Data items:

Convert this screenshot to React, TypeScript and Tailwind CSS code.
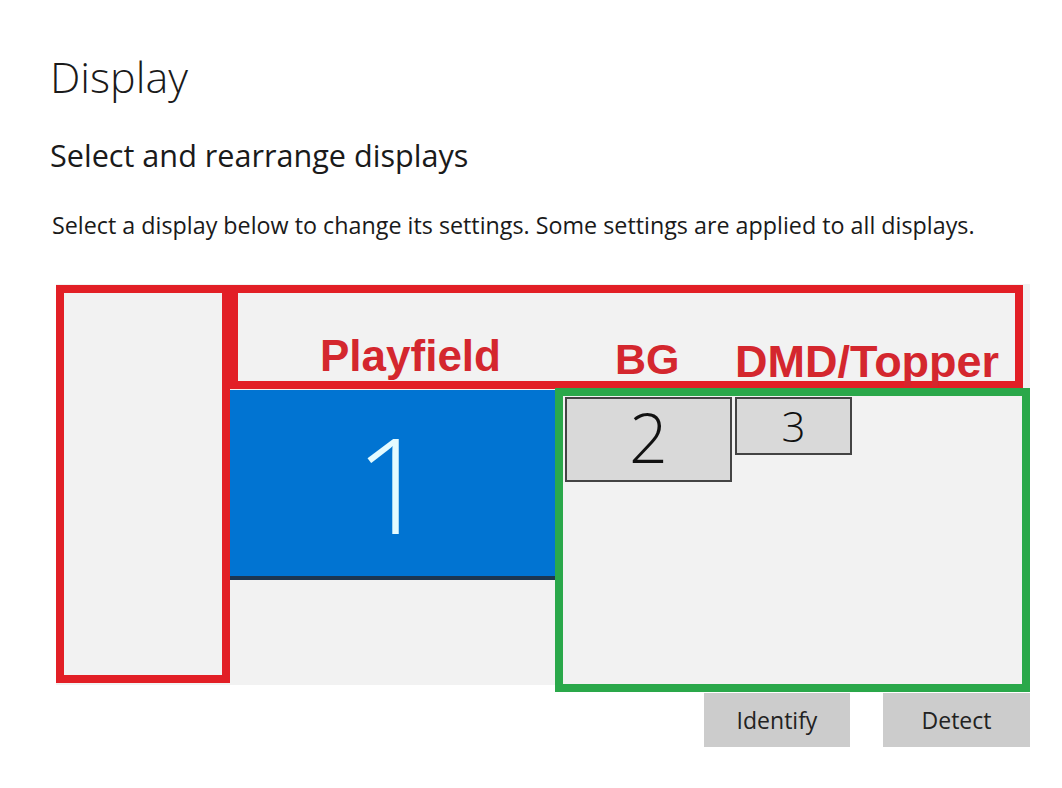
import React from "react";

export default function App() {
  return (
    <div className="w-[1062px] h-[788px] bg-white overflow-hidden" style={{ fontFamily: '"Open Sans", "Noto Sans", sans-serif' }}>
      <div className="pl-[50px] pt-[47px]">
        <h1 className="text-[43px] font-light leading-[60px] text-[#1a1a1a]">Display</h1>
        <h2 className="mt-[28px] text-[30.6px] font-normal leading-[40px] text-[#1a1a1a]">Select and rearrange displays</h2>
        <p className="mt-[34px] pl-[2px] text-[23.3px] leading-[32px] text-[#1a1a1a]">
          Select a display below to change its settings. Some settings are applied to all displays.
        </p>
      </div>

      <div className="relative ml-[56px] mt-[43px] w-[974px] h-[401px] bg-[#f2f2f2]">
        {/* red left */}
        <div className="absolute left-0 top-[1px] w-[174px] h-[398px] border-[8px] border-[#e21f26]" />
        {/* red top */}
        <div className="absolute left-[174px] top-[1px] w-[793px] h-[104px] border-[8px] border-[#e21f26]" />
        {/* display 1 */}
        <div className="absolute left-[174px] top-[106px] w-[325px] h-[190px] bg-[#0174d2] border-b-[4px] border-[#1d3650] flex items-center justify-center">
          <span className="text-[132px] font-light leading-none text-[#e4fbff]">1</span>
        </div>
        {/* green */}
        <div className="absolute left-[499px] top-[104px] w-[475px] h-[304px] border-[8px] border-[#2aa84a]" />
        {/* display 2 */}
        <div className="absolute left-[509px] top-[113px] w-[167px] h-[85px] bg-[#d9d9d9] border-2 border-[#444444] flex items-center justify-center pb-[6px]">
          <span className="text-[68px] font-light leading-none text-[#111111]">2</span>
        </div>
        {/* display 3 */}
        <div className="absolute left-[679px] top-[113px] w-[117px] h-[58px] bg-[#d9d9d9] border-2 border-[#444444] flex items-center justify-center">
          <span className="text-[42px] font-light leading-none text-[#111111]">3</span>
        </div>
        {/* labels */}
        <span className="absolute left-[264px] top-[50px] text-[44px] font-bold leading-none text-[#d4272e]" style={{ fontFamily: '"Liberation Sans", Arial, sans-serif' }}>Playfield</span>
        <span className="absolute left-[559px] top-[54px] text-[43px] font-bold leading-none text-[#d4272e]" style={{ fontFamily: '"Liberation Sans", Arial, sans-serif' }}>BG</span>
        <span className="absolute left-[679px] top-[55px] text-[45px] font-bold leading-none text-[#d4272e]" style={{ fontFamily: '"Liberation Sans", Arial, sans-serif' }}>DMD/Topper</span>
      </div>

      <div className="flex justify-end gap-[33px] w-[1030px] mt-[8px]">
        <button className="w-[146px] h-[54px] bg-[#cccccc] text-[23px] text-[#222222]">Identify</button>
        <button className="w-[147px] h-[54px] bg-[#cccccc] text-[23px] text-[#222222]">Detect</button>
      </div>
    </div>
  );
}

* * *

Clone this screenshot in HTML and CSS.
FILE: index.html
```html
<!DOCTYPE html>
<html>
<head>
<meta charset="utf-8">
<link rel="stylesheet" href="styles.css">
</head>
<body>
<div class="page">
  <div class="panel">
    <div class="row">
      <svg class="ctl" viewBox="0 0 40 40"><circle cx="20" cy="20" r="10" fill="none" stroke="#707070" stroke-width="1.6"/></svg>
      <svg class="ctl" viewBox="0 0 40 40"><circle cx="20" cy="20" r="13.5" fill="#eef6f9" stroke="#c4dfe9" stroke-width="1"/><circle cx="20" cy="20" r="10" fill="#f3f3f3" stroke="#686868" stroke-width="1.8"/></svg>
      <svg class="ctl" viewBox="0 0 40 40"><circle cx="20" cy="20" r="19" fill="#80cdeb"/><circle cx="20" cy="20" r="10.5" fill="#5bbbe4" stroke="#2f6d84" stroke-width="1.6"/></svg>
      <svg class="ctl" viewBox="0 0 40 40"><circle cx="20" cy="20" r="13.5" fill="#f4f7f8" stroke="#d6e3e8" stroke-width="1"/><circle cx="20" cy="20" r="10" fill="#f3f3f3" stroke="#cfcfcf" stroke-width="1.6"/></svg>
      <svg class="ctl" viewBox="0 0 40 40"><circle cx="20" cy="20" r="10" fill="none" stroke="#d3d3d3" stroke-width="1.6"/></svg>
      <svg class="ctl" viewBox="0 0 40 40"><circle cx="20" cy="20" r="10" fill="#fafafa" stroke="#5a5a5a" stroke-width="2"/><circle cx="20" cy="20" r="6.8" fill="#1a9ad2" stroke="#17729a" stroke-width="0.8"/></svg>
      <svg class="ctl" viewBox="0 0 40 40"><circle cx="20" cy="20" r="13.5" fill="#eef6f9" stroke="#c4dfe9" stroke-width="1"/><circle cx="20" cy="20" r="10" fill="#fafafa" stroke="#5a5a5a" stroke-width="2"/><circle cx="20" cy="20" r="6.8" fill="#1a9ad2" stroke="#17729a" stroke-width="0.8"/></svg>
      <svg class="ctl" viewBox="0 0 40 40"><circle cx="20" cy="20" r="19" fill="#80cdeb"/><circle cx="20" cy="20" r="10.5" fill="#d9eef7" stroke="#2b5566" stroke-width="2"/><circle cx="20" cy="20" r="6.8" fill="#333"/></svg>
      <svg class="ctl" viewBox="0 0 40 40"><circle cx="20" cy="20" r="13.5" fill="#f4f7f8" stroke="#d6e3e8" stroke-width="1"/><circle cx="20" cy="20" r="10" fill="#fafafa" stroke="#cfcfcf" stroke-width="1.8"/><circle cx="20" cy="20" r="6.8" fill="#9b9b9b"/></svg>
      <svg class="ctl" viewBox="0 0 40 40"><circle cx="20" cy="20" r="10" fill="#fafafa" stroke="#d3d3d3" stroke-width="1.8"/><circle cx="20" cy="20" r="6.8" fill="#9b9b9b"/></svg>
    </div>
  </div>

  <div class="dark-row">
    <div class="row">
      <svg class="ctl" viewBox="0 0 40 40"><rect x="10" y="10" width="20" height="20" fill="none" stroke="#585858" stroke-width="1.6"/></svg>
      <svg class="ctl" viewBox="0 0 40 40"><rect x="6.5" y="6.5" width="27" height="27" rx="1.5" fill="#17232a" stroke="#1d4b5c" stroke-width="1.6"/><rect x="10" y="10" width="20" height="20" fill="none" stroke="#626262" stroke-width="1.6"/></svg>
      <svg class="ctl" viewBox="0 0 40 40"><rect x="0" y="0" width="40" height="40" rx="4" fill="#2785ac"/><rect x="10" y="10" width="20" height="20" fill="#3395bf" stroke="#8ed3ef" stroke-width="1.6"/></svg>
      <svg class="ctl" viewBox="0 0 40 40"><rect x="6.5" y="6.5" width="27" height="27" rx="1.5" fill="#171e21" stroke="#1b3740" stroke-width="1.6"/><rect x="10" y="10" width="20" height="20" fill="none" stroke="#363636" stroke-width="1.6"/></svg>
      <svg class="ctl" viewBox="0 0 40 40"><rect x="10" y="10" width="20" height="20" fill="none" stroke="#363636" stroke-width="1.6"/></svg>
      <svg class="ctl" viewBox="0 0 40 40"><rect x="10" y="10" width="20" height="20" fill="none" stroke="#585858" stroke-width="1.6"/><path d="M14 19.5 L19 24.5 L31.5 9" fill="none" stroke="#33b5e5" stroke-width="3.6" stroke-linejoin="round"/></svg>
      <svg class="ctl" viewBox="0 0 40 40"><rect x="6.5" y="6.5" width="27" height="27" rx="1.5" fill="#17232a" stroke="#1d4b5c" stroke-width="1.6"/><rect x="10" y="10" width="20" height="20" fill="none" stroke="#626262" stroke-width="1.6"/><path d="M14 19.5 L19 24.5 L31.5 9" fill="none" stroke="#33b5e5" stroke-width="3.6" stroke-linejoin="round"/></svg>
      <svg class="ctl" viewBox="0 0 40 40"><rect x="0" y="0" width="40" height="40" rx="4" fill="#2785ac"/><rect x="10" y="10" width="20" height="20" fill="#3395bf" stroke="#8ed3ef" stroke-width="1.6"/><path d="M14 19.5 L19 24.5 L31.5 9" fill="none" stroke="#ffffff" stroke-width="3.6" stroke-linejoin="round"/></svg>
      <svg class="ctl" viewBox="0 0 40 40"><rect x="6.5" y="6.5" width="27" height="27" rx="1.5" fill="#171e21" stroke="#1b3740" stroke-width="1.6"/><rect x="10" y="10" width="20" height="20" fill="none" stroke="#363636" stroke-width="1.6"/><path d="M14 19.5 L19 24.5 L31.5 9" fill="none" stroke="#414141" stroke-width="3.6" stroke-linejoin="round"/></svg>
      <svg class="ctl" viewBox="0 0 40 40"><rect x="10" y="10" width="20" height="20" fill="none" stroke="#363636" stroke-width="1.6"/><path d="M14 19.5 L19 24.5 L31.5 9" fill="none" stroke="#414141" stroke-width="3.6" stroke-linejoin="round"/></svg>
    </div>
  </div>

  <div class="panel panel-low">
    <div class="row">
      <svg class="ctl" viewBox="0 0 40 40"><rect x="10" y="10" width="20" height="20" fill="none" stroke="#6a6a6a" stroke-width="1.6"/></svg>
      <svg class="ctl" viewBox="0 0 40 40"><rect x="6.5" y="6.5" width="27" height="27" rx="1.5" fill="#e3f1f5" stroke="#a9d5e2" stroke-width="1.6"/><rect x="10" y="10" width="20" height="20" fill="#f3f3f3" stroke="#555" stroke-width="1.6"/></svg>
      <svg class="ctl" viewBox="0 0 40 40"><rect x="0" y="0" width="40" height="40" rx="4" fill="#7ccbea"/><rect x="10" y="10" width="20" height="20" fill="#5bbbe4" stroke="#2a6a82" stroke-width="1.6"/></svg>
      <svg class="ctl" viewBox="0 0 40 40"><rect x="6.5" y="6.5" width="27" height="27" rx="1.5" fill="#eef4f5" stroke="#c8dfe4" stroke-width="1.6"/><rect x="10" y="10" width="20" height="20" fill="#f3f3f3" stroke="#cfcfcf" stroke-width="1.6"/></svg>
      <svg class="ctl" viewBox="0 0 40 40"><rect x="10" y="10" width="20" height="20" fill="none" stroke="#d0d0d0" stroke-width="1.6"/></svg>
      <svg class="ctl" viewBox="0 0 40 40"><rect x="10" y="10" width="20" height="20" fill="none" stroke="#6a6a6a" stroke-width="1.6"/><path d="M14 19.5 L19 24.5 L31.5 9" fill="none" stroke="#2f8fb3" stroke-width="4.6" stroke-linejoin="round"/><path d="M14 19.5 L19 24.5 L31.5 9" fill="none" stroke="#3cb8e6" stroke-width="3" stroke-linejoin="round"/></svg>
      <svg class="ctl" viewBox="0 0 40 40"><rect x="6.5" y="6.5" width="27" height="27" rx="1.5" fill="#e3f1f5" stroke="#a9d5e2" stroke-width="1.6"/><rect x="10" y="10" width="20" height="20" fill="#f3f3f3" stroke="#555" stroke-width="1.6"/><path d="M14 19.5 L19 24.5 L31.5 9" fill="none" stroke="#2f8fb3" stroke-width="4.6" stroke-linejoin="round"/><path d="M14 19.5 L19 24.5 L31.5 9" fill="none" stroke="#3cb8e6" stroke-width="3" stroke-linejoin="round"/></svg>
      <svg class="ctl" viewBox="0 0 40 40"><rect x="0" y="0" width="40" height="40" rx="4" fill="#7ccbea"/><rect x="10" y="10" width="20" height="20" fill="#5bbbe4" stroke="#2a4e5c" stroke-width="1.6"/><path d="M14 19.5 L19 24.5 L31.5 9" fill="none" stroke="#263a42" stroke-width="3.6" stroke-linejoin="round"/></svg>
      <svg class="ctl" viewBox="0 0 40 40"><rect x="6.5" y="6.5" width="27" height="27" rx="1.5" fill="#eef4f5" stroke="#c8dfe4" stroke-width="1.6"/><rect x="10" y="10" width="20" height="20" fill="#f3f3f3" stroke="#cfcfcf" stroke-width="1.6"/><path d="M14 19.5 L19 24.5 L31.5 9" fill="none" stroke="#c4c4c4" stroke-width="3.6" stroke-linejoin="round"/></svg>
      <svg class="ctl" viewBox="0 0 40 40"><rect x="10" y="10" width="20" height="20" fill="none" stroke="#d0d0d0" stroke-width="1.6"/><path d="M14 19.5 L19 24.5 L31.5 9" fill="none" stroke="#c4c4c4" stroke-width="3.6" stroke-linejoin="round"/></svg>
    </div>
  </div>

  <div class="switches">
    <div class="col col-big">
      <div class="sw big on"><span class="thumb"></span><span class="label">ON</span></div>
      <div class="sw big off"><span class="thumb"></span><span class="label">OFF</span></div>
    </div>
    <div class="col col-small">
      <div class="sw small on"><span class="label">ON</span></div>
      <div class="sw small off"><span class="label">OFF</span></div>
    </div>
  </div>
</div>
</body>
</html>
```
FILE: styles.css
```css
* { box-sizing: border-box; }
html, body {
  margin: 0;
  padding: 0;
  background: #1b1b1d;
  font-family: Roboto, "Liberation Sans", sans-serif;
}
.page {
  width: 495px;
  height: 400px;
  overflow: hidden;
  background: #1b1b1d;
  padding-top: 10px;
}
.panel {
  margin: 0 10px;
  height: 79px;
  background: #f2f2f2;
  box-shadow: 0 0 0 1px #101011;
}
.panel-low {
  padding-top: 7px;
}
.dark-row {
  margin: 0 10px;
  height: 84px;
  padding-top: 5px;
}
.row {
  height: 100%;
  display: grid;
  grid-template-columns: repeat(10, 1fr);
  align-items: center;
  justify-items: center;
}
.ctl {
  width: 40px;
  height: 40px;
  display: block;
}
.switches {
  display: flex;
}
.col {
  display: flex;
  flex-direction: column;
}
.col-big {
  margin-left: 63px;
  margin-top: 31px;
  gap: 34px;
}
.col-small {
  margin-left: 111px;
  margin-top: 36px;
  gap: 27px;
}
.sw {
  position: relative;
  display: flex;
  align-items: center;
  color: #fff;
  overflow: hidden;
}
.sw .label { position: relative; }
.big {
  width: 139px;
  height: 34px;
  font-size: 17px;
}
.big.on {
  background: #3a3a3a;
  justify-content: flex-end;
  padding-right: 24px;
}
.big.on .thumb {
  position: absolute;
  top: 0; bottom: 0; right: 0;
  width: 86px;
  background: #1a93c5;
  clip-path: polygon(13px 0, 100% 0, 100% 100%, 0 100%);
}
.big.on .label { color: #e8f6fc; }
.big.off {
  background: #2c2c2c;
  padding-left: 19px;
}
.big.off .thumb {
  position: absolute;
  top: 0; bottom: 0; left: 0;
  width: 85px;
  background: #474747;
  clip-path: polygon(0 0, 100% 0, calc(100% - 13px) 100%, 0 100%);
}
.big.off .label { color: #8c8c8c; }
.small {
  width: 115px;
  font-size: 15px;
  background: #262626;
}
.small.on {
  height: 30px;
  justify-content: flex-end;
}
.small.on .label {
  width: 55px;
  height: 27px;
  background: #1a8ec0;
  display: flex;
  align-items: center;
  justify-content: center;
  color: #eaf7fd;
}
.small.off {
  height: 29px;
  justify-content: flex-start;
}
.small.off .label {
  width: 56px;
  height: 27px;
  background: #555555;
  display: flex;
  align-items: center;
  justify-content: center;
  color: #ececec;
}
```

• _Given task_: Look through the entries above; copy each line where the string "screenshot" appears.

• _Final result_:
Convert this screenshot to React, TypeScript and Tailwind CSS code.
Clone this screenshot in HTML and CSS.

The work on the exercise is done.